Approvatasi con giubilio questa convenzione dal popolo, fu tosto partecipata al comandante del Castello e al direttore dello spedal militare, i quali non vollero rispettarla siccome estorta dalla violenza. Il popolo corse allora a dare l'assalto agli spedali e ad asportarne le armi ecc. In quella zuffa un cittadino perdè la vita ed uno rimase ferito. Vi rimasero feriti del pari, più o meno gravemente, vari soldati convalescenti, italiani e croati, e diversi altri morti. I due uffiziali di piazza, scortati da Maraffio ed altro macellaio., furono condotti sui ronchi al quartiere generale del Boifava.
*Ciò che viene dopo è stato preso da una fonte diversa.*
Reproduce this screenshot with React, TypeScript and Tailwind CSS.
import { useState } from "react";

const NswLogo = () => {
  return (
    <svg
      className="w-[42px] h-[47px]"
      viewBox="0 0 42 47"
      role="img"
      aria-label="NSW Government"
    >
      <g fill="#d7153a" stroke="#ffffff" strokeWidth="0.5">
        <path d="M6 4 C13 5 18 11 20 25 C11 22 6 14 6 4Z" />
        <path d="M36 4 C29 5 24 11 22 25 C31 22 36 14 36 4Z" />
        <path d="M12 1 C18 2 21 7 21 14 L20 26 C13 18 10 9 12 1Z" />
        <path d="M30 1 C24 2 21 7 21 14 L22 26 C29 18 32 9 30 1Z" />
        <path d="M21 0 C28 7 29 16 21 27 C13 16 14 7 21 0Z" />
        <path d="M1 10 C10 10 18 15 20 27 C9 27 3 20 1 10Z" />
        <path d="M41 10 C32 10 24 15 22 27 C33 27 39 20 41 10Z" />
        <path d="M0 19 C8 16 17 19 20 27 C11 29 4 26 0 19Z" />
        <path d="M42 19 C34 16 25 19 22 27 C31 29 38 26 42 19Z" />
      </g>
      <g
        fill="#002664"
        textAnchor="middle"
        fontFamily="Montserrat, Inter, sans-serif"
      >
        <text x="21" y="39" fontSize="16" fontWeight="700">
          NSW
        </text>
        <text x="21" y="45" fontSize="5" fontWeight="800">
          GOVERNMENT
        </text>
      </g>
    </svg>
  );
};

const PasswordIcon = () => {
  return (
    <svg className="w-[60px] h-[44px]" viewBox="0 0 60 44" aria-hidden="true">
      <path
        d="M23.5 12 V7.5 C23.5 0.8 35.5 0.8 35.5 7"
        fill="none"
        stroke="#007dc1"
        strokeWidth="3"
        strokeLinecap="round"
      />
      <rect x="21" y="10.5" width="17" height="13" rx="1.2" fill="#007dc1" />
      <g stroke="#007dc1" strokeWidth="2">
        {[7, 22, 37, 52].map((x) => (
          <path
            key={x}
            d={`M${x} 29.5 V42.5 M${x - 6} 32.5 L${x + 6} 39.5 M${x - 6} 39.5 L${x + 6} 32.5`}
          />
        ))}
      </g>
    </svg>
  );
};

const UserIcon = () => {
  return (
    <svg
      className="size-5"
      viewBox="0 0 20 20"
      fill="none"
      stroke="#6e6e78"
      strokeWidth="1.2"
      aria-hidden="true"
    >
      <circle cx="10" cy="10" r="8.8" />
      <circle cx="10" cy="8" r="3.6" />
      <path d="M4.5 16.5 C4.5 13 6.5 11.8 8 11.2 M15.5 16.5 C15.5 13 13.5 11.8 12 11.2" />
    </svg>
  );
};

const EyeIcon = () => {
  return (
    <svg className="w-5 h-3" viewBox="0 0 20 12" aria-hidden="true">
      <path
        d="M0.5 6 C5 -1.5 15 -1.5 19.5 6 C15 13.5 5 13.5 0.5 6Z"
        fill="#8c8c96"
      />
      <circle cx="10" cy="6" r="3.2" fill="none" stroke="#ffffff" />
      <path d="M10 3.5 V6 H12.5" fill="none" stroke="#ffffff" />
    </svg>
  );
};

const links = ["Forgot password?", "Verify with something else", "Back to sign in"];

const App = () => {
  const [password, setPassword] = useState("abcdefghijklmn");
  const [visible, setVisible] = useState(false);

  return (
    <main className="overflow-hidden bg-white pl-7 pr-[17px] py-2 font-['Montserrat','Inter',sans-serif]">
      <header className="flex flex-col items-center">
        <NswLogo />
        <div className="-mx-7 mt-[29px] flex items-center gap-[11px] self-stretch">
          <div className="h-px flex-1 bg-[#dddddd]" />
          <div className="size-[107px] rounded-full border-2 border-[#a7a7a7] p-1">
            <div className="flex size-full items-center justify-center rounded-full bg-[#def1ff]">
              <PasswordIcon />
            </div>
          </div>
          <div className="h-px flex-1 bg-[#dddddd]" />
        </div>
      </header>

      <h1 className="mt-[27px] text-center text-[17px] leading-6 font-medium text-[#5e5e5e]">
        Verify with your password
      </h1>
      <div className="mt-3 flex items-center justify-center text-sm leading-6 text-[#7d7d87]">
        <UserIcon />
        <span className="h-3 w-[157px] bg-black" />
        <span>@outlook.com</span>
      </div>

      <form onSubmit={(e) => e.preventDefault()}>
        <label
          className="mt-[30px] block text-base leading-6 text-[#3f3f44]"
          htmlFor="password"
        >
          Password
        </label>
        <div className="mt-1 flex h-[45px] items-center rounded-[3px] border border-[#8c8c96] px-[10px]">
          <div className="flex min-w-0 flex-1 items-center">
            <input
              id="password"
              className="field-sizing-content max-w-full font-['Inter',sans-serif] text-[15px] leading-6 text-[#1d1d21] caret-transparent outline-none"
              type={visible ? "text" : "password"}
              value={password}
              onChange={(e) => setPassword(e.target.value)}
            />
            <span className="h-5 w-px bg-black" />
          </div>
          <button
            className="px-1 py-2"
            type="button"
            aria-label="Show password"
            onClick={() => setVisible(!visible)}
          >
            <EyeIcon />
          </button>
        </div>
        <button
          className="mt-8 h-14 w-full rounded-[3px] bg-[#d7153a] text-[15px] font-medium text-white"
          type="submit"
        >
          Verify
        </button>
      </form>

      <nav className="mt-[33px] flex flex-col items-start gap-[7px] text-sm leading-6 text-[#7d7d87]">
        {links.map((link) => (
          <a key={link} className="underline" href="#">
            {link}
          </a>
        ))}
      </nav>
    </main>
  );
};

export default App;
Alla sera giunsero a Brescia vari emigrati bresciani narratori di brillanti successi e di un prossimo arrivo d'armi e di armati comandati dal Camozzi. Affermavano in pari tempo che Milano, Bergamo e Como erano in piena sollevazione ecc. Si figuri ognuno le grida di giubilo, il portare quasi in trionfo i nuovi venuti e la baldoria di quella notte!
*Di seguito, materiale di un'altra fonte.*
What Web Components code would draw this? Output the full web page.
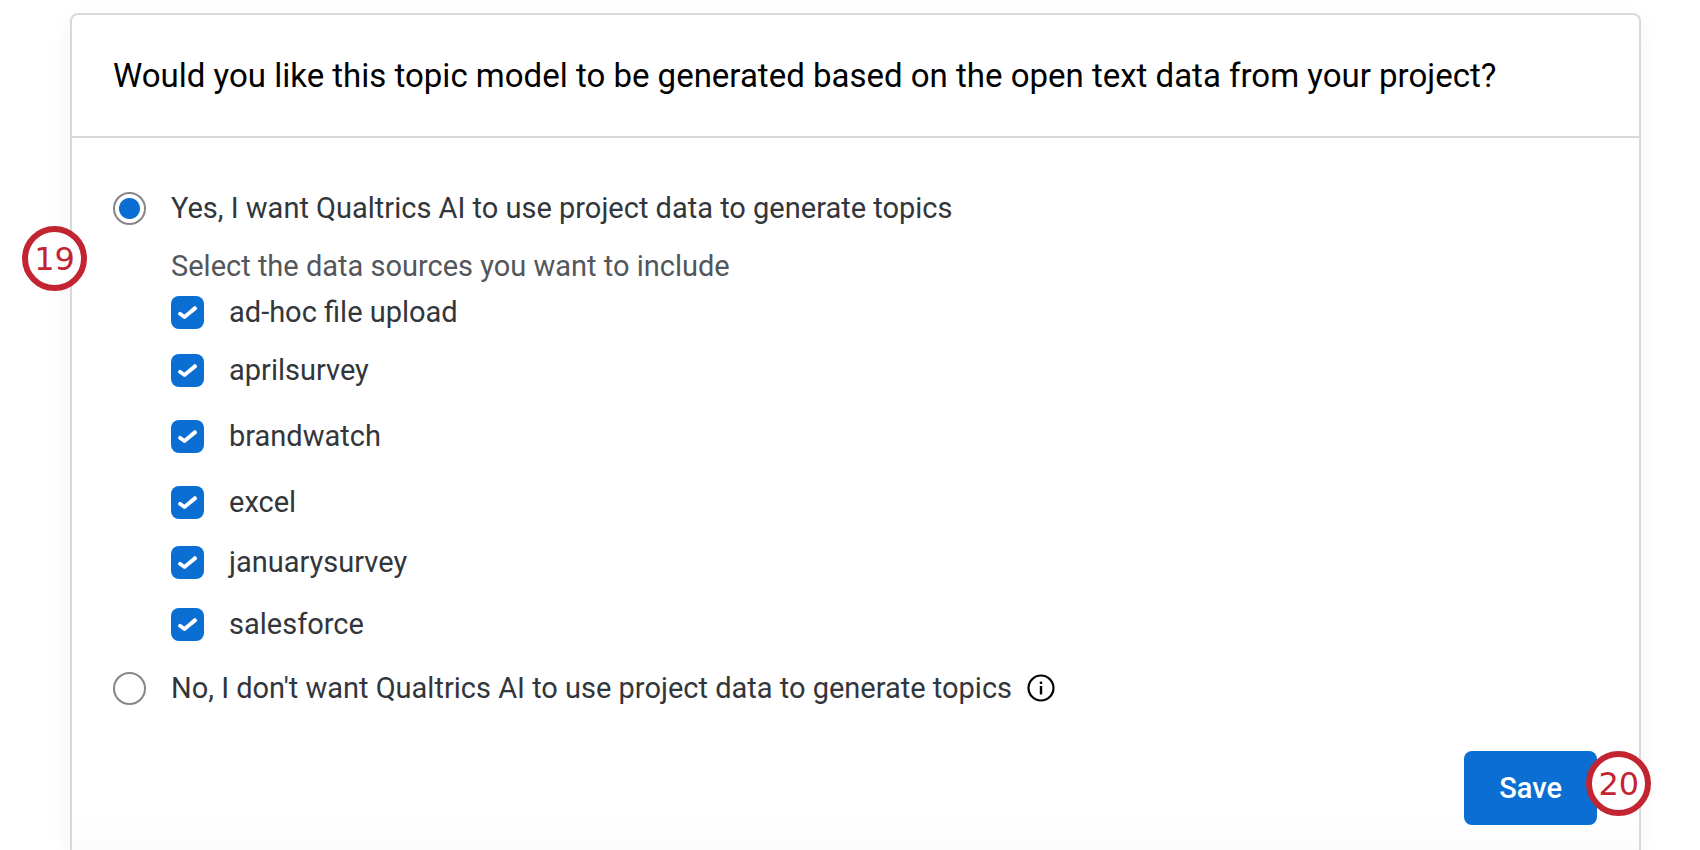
<!DOCTYPE html>
<html lang="en">
<head>
<meta charset="utf-8">
<meta name="viewport" content="width=device-width, initial-scale=1">
<title>Topic model</title>
<style>
  body {
    margin: 0;
    min-height: 100vh;
    display: flex;
    flex-direction: column;
    background: #fff;
    color: #32363b;
    font: 29px/40px Roboto, "Liberation Sans", sans-serif;
  }
  dialog-card { flex: 1; }
</style>
</head>
<body>
<dialog-card>
  <h1 slot="title">Would you like this topic model to be generated based on the open text data from your project?</h1>
  <topic-source-form></topic-source-form>
</dialog-card>

<template id="dialog-card">
  <style>
    :host {
      display: flex;
      flex-direction: column;
      box-sizing: border-box;
      margin: 13px 59px 0 70px;
      border: 2px solid #d9d9db;
      border-bottom: 0;
      border-radius: 8px 8px 0 0;
      background: linear-gradient(to top, #fcfcfc, #fff 40px);
      box-shadow: 0 8px 24px rgba(0, 0, 0, .05);
    }
    header { padding: 40px 41px; border-bottom: 2px solid #d9d9db; }
    ::slotted(h1) { margin: 0; color: #000; font-size: 33px; line-height: 41px; font-weight: 400; }
  </style>
  <header><slot name="title"></slot></header>
  <slot></slot>
</template>

<template id="topic-source-form">
  <style>
    :host { display: block; }
    form { padding: 50px 42px 25px 41px; }
    .choice { display: flex; align-items: center; gap: 25px; }
    .yes { position: relative; }
    .yes callout-badge { left: -91px; top: 38px; }
    input {
      appearance: none;
      flex: none;
      box-sizing: border-box;
      width: 33px;
      height: 33px;
      margin: 0;
      border: 2px solid #85868a;
      border-radius: 50%;
      background: #fff;
    }
    input:checked { background: radial-gradient(circle, #0b6ed3 10px, #fff 11px); }
    fieldset { margin: 0; padding: 0 0 0 58px; border: 0; }
    legend { padding: 18px 0 10px; color: #53565a; }
    .list { display: grid; grid-template-rows: 58px 66px 66px 60px 62px 60px; align-items: start; }
    .info { display: flex; margin: 0 0 0 -10px; padding: 0; border: 0; background: none; color: #000; }
    .actions { display: flex; justify-content: flex-end; padding-top: 43px; }
    .save { position: relative; }
    .save callout-badge { left: 122px; top: 0; }
    .submit {
      display: block;
      padding: 17px 35px;
      border: 0;
      border-radius: 8px;
      background: #0b6ed3;
      color: #fff;
      font: inherit;
      font-weight: 500;
    }
  </style>
  <form>
    <div class="choice yes">
      <input type="radio" name="use-data" id="yes" checked>
      <label for="yes">Yes, I want Qualtrics AI to use project data to generate topics</label>
      <callout-badge>19</callout-badge>
    </div>
    <fieldset>
      <legend>Select the data sources you want to include</legend>
      <div class="list">
        <source-check>ad-hoc file upload</source-check>
        <source-check>aprilsurvey</source-check>
        <source-check>brandwatch</source-check>
        <source-check>excel</source-check>
        <source-check>januarysurvey</source-check>
        <source-check>salesforce</source-check>
      </div>
    </fieldset>
    <div class="choice">
      <input type="radio" name="use-data" id="no">
      <label for="no">No, I don't want Qualtrics AI to use project data to generate topics</label>
      <button class="info" type="button" aria-label="More information">
        <svg width="28" height="28" viewBox="0 0 28 28" aria-hidden="true">
          <circle cx="14" cy="14" r="12.5" fill="none" stroke="currentColor" stroke-width="2.2"/>
          <circle cx="14" cy="8.8" r="1.4" fill="currentColor"/>
          <path d="M14 12v8.5" stroke="currentColor" stroke-width="2.4"/>
        </svg>
      </button>
    </div>
    <div class="actions">
      <div class="save">
        <button class="submit" type="button">Save</button>
        <callout-badge>20</callout-badge>
      </div>
    </div>
  </form>
</template>

<template id="source-check">
  <style>
    :host { display: block; }
    label { display: flex; align-items: center; gap: 25px; height: 33px; line-height: 33px; }
    .box { display: grid; flex: none; }
    .box > * { grid-area: 1 / 1; }
    input {
      appearance: none;
      width: 33px;
      height: 33px;
      margin: 0;
      border-radius: 8px;
      background: #0b6ed3;
    }
    input:not(:checked) { background: #fff; box-shadow: inset 0 0 0 2px #85868a; }
    input:not(:checked) + svg { display: none; }
    svg { pointer-events: none; }
  </style>
  <label>
    <span class="box">
      <input type="checkbox" checked>
      <svg width="33" height="33" viewBox="0 0 33 33" aria-hidden="true">
        <path d="M9 17.8l4.5 3.2L24 12.3" fill="none" stroke="#fff" stroke-width="3.8" stroke-linecap="round" stroke-linejoin="round"/>
        <path d="M20 15.6l5-4.2" fill="none" stroke="#fff" stroke-width="3.8"/>
      </svg>
    </span>
    <slot></slot>
  </label>
</template>

<template id="callout-badge">
  <style>
    :host {
      position: absolute;
      box-sizing: border-box;
      width: 65px;
      height: 65px;
      display: grid;
      place-items: center;
      border: 6px solid #c22432;
      border-radius: 50%;
      background: #fff;
      color: #c22432;
      font: 32px/40px "DejaVu Sans", sans-serif;
    }
  </style>
  <slot></slot>
</template>

<script>
  for (const name of ['dialog-card', 'topic-source-form', 'source-check', 'callout-badge']) {
    const template = document.getElementById(name);
    customElements.define(name, class extends HTMLElement {
      constructor() {
        super();
        this.attachShadow({ mode: 'open' }).append(template.content.cloneNode(true));
      }
    });
  }
</script>
</body>
</html>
Circa il mezzo di quella stessa notte una forte pattuglia si staccò dal castello per recare un dispaccio al Municipio, ma trovata barricata la discesa sino alle Consolazioni, ebbe timore, e consegno il dispaccio ad un carceriere di S. Urbano, appostandovisi in aspettazione di risposta. Si esigeva dalla Congregazione: la consegna dei due prigionieri; la sua responsabilità per la sicurezza degli ammalati; il versamento di tutto il danaro nella cassa del castello. Non essendosi tosto fatta risposta la pattuglia si ritiro. Speditasi poscia non venne accettata. Alla mezzanotte, tardando il riscontro, il comandante del castello ricomincio il bombardamento che prolungò sino alle due. Al primo rimbombo delle artiglierie le campane della città suonarono a stormo; tutta la popolazione fu in moto; si, illuminarono le case. si corse all'arme dai più e tutta la notte trascorse in vigilanza e in preparativi di difesa. Il dirigente Saleri andando a casa sua disse di essere caduto e di averne riportata una leggera contusione in una gamba, onde più non comparve.